RCC Tocantins
19/06/2007 - 00h00m

A santidade do homem no mundo dessacralizado

 
Terminadas as festas pascais, a liturgia do tempo comum nos leva a considerar a caminhada do homem santificado no mundo enquanto espera a plena revelação dos filhos de Deus.

Podemos considerar o mundo como a seara de Deus, a nós homens concedida para desenvolvê-la e organizá-la. Foi assim que, no Paraíso, depois de ter criado todas as coisa e visto que eram boas, no refrão repetido: “E Deus viu que isto era bom”(Gen. 1), entregou-as ao homem, criado a sua imagem e semelhança para que elas o servissem.

Acontece que, diante do pecado, as potências da natureza, indomáveis, revoltam-se contra o homem, e este queda-se perante elas e a elas se subjuga entregando-se, em verdadeiro culto de latria, a adoração das suas forças, o sol que domina o dia, a lua e as estrelas. Diviniza suas paixões e virtudes na figura de deuses e deusas e curva-se diante das obras de suas mãos que, como reza o salmo, têm boca e não falam, ouvidos e não ouvem, olhos e não vêem.(Cf. Salmo 113)

Dominado pelo medo e terror, o homem sacraliza as criaturas. São coisas sagradas, intocáveis, capazes de atrair a maldição ou a benção para quem as toca ou as viola.

Arraigado fortemente na consciência humana esses sentimentos perduram na história e perpassaram os séculos, mesclando-se nas diversas civilizações que se sucederam até aos dias atuais quando a evolução do conhecimento religioso, sócio, técnico, científico desmascara a crendice e a ingenuidade.

Fenômeno positivo, não há dúvida. A fé a isso impulsiona. Já Abraão, nascido no meio desses povos, retirou-se de seu meio e, nas estepes do deserto, encontrou-se com seu Deus, Ser transcendente e presente que dominava as grandezas do Universo, que com ele dialogava e apontava na sua descendência a esperança. Não mais o pavor domina aquele que, filho de Abraão, considera o universo com a responsabilidade de filho e não com os olhos de um escravo.

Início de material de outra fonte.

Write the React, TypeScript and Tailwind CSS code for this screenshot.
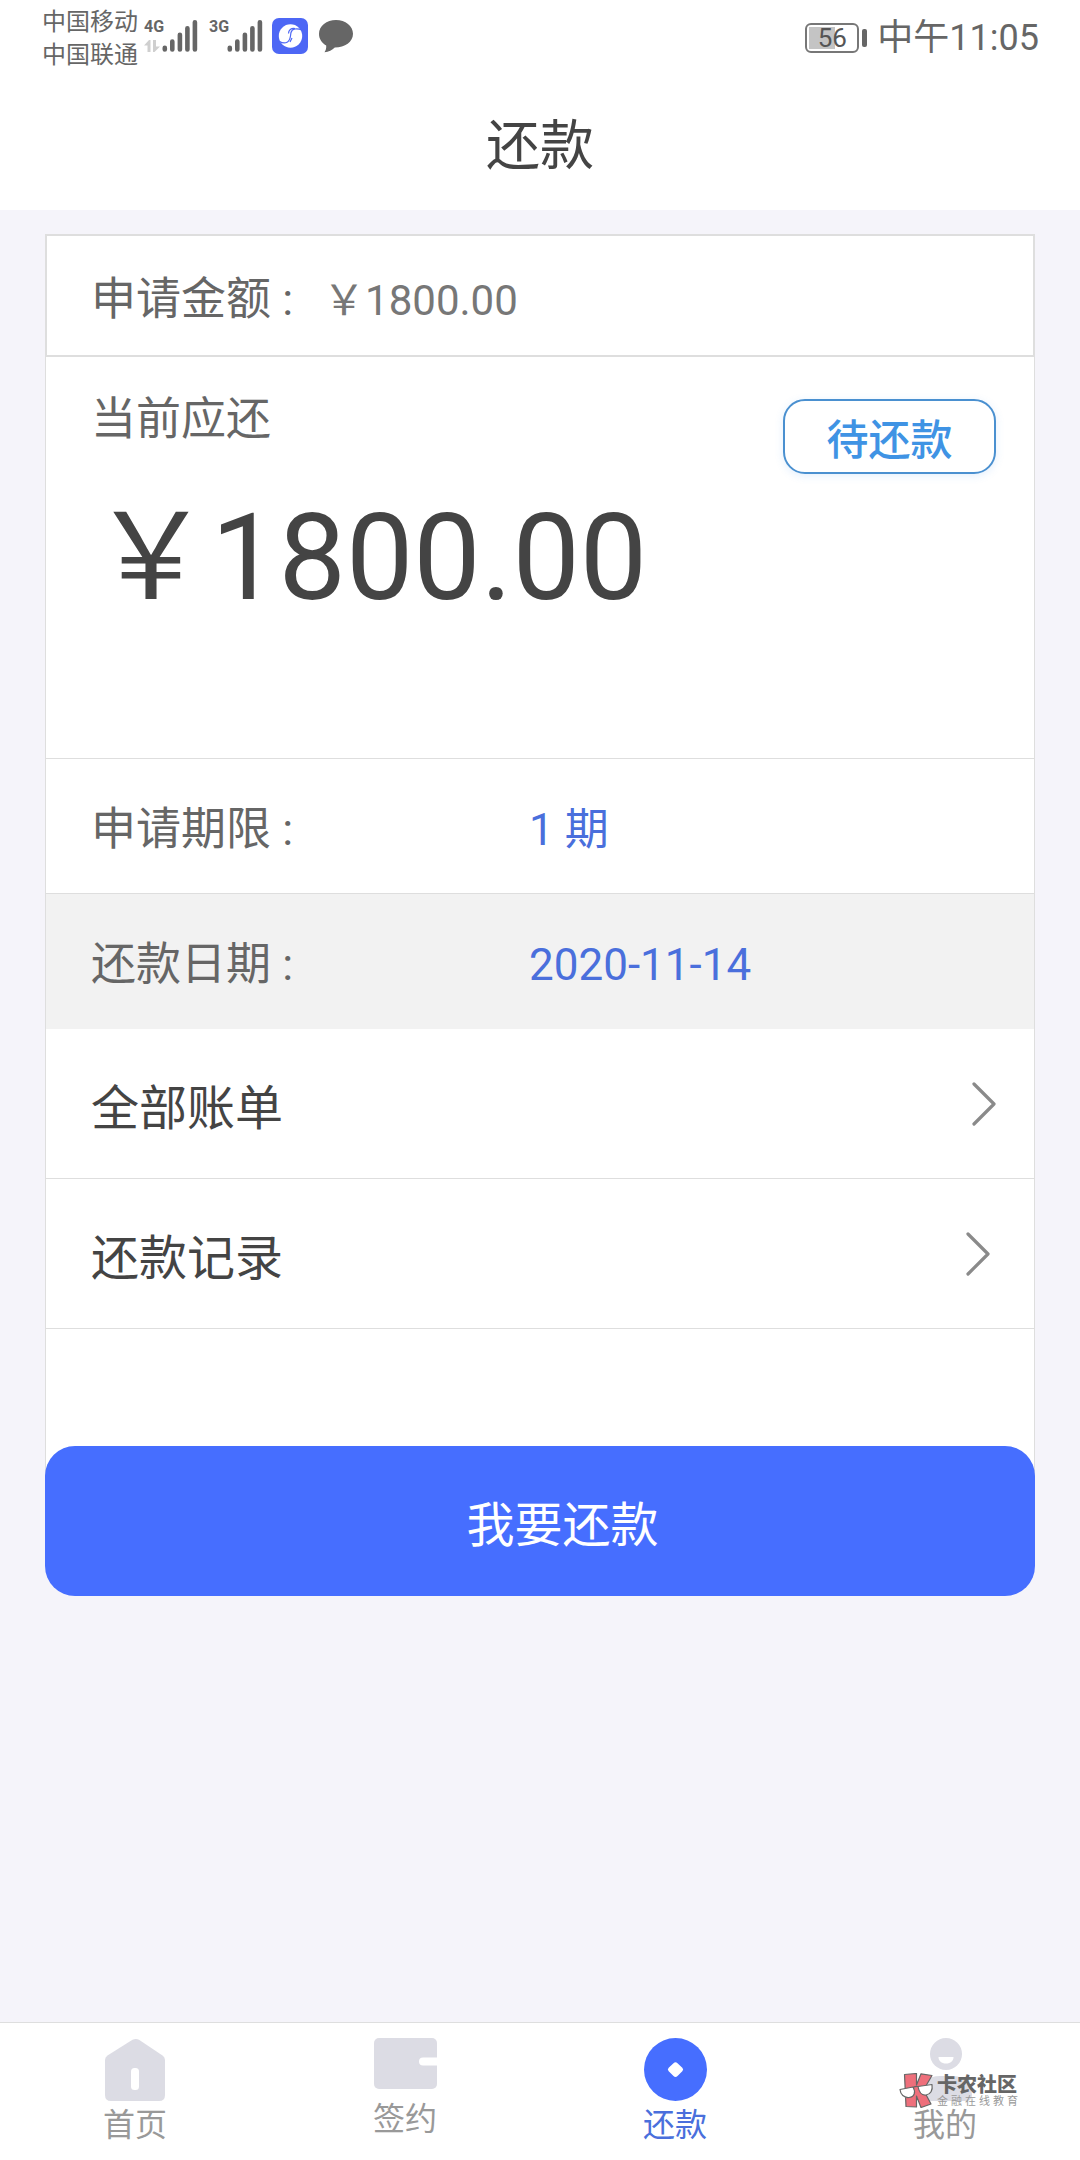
import type { ReactNode } from 'react'

const NUM = "font-['Roboto','Noto_Sans_CJK_SC',sans-serif] leading-none"

function SignalBars() {
  return (
    <svg width="36" height="34" viewBox="0 0 36 34" fill="none" stroke="#666" strokeWidth="4.6" strokeLinecap="round" aria-hidden="true">
      <path d="M2.8 30.5V28.8M10.3 30.5V22.6M17.9 30.5V15.8M25.4 30.5V9.2M32.9 30.5V3.3" />
    </svg>
  )
}

function NetworkLabel({ children }: { children: string }) {
  return <span className="font-['Roboto',sans-serif] text-[16px] leading-[16px] font-bold">{children}</span>
}

function DataArrows() {
  return (
    <svg width="16" height="12" viewBox="0 0 16 12" fill="#cfcfcf" aria-hidden="true">
      <path d="M0 5.5 5 0h1.500v12H3.500V5.500zM9 0h3v6.500h4L10.500 12H9z" />
    </svg>
  )
}

function AppBadge() {
  return (
    <svg width="36" height="36" viewBox="0 0 36 36" aria-hidden="true">
      <rect width="36" height="36" rx="7" fill="#4d67f5" />
      <circle cx="18.500" cy="18" r="11.700" fill="#fff" />
      <path d="M30 12c-5-2-10-1.500-11 2.500-.8 3.500 0 7-3.500 9.500-2.500 1.500-5.500 1-8-.5M23 10.500c-4-.5-6.500 1.500-6.500 5M20 20l-2 4" fill="none" stroke="#4d67f5" strokeWidth="1.200" />
    </svg>
  )
}

function ChatBubble() {
  return (
    <svg width="34" height="33" viewBox="0 0 34 33" fill="#666" aria-hidden="true">
      <path d="M17 0C7.600 0 0 6 0 13.800c0 5.200 2.700 9.200 7.200 11.600.2 2.600-.4 5-1.700 6.800 4.200-.3 7.700-2 10.300-4.700C26 27.500 34 22 34 13.800 34 6 26.400 0 17 0z" />
    </svg>
  )
}

function Battery({ level }: { level: number }) {
  return (
    <div className="flex items-center gap-[3px]">
      <div className="relative flex h-[30px] w-[54px] items-center justify-center rounded-[6px] border-2 border-[#777]">
        <div className="absolute inset-[2px]">
          <div className="h-full bg-[#c4c4c4]" style={{ width: `${level}%` }} />
        </div>
        <span className={`relative text-[26px] text-[#555] ${NUM}`}>{level}</span>
      </div>
      <div className="h-[18px] w-[5px] rounded-[2px] bg-[#666]" />
    </div>
  )
}

function StatusBar() {
  return (
    <div className="flex h-[72px] items-start justify-between pr-[41px] pl-[42px] text-[#666]">
      <div className="flex items-start">
        <div className="pt-[3px] text-[24px] leading-[33px]">
          <p>中国移动</p>
          <p>中国联通</p>
        </div>
        <div className="flex pt-[19px] pl-[6px]">
          <div className="flex w-[18px] flex-col gap-[5px]">
            <NetworkLabel>4G</NetworkLabel>
            <DataArrows />
          </div>
          <SignalBars />
        </div>
        <div className="flex pt-[19px] pl-[11px]">
          <div className="flex w-[18px] flex-col">
            <NetworkLabel>3G</NetworkLabel>
          </div>
          <SignalBars />
        </div>
        <div className="pt-[18px] pl-[9px]">
          <AppBadge />
        </div>
        <div className="pt-[20px] pl-[11px]">
          <ChatBubble />
        </div>
      </div>
      <div className="flex items-center gap-[10px] pt-[20px]">
        <Battery level={56} />
        <span className={`text-[36px] ${NUM}`}>中午11:05</span>
      </div>
    </div>
  )
}

function Colon() {
  return <span className={`whitespace-pre ${NUM}`}>{' :'}</span>
}

function Chevron() {
  return (
    <svg width="24" height="44" viewBox="0 0 24 44" fill="none" stroke="#8a8a8a" strokeWidth="3.200" strokeLinecap="round" strokeLinejoin="round" aria-hidden="true">
      <path d="M2 2 22 22 2 42" />
    </svg>
  )
}

function DetailRow({ label, value, className }: { label: string; value: string; className: string }) {
  return (
    <div className={`flex items-baseline border-t border-[#dedede] pl-[45px] ${className}`}>
      <dt className="w-[438px] text-[45px] leading-[134px] text-[#666]">
        {label}
        <Colon />
      </dt>
      <dd className={`text-[44px] text-[#4a6fdc] ${NUM}`}>{value}</dd>
    </div>
  )
}

function LinkRow({ label, className }: { label: string; className: string }) {
  return (
    <a href="#" className={`flex h-[150px] items-center justify-between border-b border-[#dedede] pl-[45px] text-[48px] leading-[48px] text-[#444] ${className}`}>
      {label}
      <Chevron />
    </a>
  )
}

function HomeIcon() {
  return (
    <svg width="60" height="63" viewBox="0 0 60 63" aria-hidden="true">
      <path d="M27.500 1.800Q31 0 34 1.800L57.500 17.500Q60 19.200 60 22V57Q60 63 54 63H6Q0 63 0 57V22Q0 19.200 2.500 17.500z" fill="#dcdce4" />
      <rect x="26" y="30" width="8" height="22" rx="3.500" fill="#fff" />
    </svg>
  )
}

function WalletIcon() {
  return (
    <svg width="63" height="51" viewBox="0 0 63 51" aria-hidden="true">
      <rect width="63" height="51" rx="5" fill="#dcdce4" />
      <path d="M63 19.500H49a4 4 0 0 0 0 8H63z" fill="#fff" />
    </svg>
  )
}

function CoinIcon() {
  return (
    <svg width="63" height="63" viewBox="0 0 63 63" aria-hidden="true">
      <circle cx="31.500" cy="31.500" r="31.500" fill="#466eff" />
      <path d="M29.500 25.200q2-1.800 4 0l4.800 4.500q1.800 1.800 0 3.600l-4.800 4.800q-2 1.800-4 0l-4.800-4.800q-1.800-1.800 0-3.600z" fill="#fff" />
    </svg>
  )
}

function PersonIcon() {
  return (
    <svg width="63" height="63" viewBox="0 0 63 63" aria-hidden="true">
      <circle cx="32" cy="16" r="16" fill="#dcdce4" />
      <path d="M24.500 19h15c0 4-3 6.500-7.500 6.500S24.500 23 24.500 19z" fill="#fff" />
      <path d="M6 57c0-12 8-19 20-19h12c12 0 20 7 20 19q0 6-6 6H12q-6 0-6-6z" fill="#dcdce4" />
    </svg>
  )
}

function Watermark() {
  return (
    <div className="pointer-events-none absolute top-[50px] left-1/2 -ml-[46px] flex gap-[3px]">
      <svg width="35" height="35" viewBox="0 0 35 35" stroke="#666" strokeWidth="1.200" strokeLinejoin="round" aria-hidden="true">
        <path d="M5.500 1.500 17.500.5V12L22 .8 33 2.500 24.500 17 32 31l-10 3.500L17.500 23V34L7 33.500z" fill="#ee6f7b" />
        <path d="M1 16.500 14 14c3 5 1.500 10-4 10.500C5 25 1.500 21.500 1 16.500zM19 13.500l14-2c1 6-1.500 10-6 10.500-4 .5-7-3-8-8.500z" fill="#fff" />
        <path d="M14 14.500q2.500-1.500 5-1" fill="none" />
      </svg>
      <div>
        <p className="text-[20px] leading-[22px] font-black whitespace-nowrap text-[#666]">卡农社区</p>
        <p className="text-[11px] leading-[10px] tracking-[3px] whitespace-nowrap text-[#999]">金融在线教育</p>
      </div>
    </div>
  )
}

interface TabProps {
  label: string
  icon: ReactNode
  active?: boolean
  iconClass?: string
  children?: ReactNode
}

function Tab({ label, icon, active, iconClass = 'h-[63px]', children }: TabProps) {
  return (
    <a
      href="#"
      aria-current={active ? 'page' : undefined}
      className={`relative flex flex-1 flex-col items-center gap-[5px] pt-[15px] ${active ? 'text-[#4a6fdc]' : 'text-[#999]'}`}
    >
      <span className={iconClass}>{icon}</span>
      <span className="text-[32px] leading-[32px]">{label}</span>
      {children}
    </a>
  )
}

export default function App() {
  return (
    <div className="flex min-h-screen flex-col bg-[#f5f4fa] font-['Noto_Sans_CJK_SC',sans-serif]">
      <header className="bg-white">
        <StatusBar />
        <h1 className="flex h-[138px] items-center justify-center text-[54px] text-[#444]">还款</h1>
      </header>

      <main className="flex-1 px-[45px] pt-[24px]">
        <section className="bg-white">
          <div className="flex h-[123px] items-baseline gap-[30px] border-2 border-[#dedede] pl-[44px]">
            <span className="text-[45px] leading-[119px] text-[#666]">
              申请金额
              <Colon />
            </span>
            <span className={`text-[42px] text-[#777] ${NUM}`}>￥1800.00</span>
          </div>

          <div className="border-x border-[#dedede] pb-[147px]">
            <div className="pt-[37px] pb-[140px] pl-[45px]">
              <div className="flex items-start justify-between pr-[38px]">
                <h2 className="text-[45px] leading-[44px] text-[#666]">当前应还</h2>
                <span className="mt-[5px] flex h-[75px] w-[213px] items-center justify-center rounded-[22px] border-2 border-[#4a90d0] text-[42px] leading-[42px] font-medium text-[#3f93e4] shadow-[0_2px_8px_rgba(64,150,240,0.15)]">
                  待还款
                </span>
              </div>
              <p className={`mt-[24px] text-[120px] text-[#444] ${NUM}`}>￥1800.00</p>
            </div>

            <dl>
              <DetailRow label="申请期限" value="1 期" className="h-[135px]" />
              <DetailRow label="还款日期" value="2020-11-14" className="h-[136px] bg-[#f2f2f2]" />
            </dl>

            <LinkRow label="全部账单" className="pr-[38px]" />
            <LinkRow label="还款记录" className="pr-[44px]" />
          </div>
        </section>

        {/* Pay button sits over the card's bottom edge */}
        <button type="button" className="relative -mt-[30px] block h-[150px] w-full rounded-[30px] bg-[#466eff] pl-[45px] text-[48px] leading-[48px] text-white">
          我要还款
        </button>
      </main>

      <nav className="flex h-[138px] border-t border-[#dedede] bg-white">
        <Tab label="首页" icon={<HomeIcon />} />
        <Tab label="签约" icon={<WalletIcon />} iconClass="h-[57px]" />
        <Tab label="还款" icon={<CoinIcon />} active />
        <Tab label="我的" icon={<PersonIcon />}>
          <Watermark />
        </Tab>
      </nav>
    </div>
  )
}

O mundo foi entregue ao homem para que, com sua liberdade criadora nele construa sua pátria terrestre, santificando todas as coisas, santificando-se a si próprio, deixando-se encher do Espírito de Deus.

No processo de dessacralização, o mundo, a civilização se opõe ao sacro. Nas religiões e culturas sacras predomina não só a crença na existência de espíritos bons e maus e a presença de forças ocultas e misteriosas acompanhada de ritos e tabus. Nada constrói senão a geração do medo, do pavor e do pânico. Essa cultura entrou em crise.

A crise do sacro, porém, pode levar à crise da religiosidade e à crise de fé. O excesso de racionalização pode, por um fenômeno muito comum na nossa natureza humana, ao desconhecer ou negar a fé, ressacralizar o mundo e de modo até mais sofisticado e perverso em novas formas de crenças e culto que repugnam a inteligência.

A fé abraâmica é o meio seguro de conduzir o homem à sua dignidade, dando-lhe a consciência do plano divino de restaurar em Cristo todas as coisas, como nos ensina São Paulo. Nada é sagrado, mas tudo deve ser santo. A nossa santidade pode ser expressar pela nossa busca de identidade com Deus. “Sede santos, como vosso Pai é santo”.

Regenerados pelo batismo para vida nova da filiação divina, participantes até da mesma natureza divina, com a encarnação e glorificação do Filho de Deus, nela introduzidos pelo amor de Deus. (Cf. Col.2,9). Somos santos. Somos o novo Adão de que fala São Paulo, o homem espiritual que deve continuar a obra da criação, realizando o novo céu e a nova terra redimidos pelo sangue redentor de Cristo.

Teillard de Chardin via todo o universo em sua revelação final impregnado do Espírito de Cristo.(La messe sur le monde) Na sua evolução, ensina Paulo, todas as criaturas estão a espera da manifestação dos filhos de Deus.(Cf. Rom.8,19)

Esse processo de santificação pessoal, podemos interpretá-lo como o domínio do homem sobre a natureza e submissão de si a Deus. Recebendo, pelo sacramento, a participação no múnus profético, real e sacerdotal de Cristo, o cristão santificado deve exercê-lo na santificação do mundo.

Não são mais as forças naturais e suas paixões os seus deuses que nos devem apavorar. Denunciados pelo exercício da missão profética e colocados ao império do homem redimido por uma inteligência esclarecida pela fé, são por nós santificados, para serem apresentados por Cristo ao Pai numa oferenda perfeita.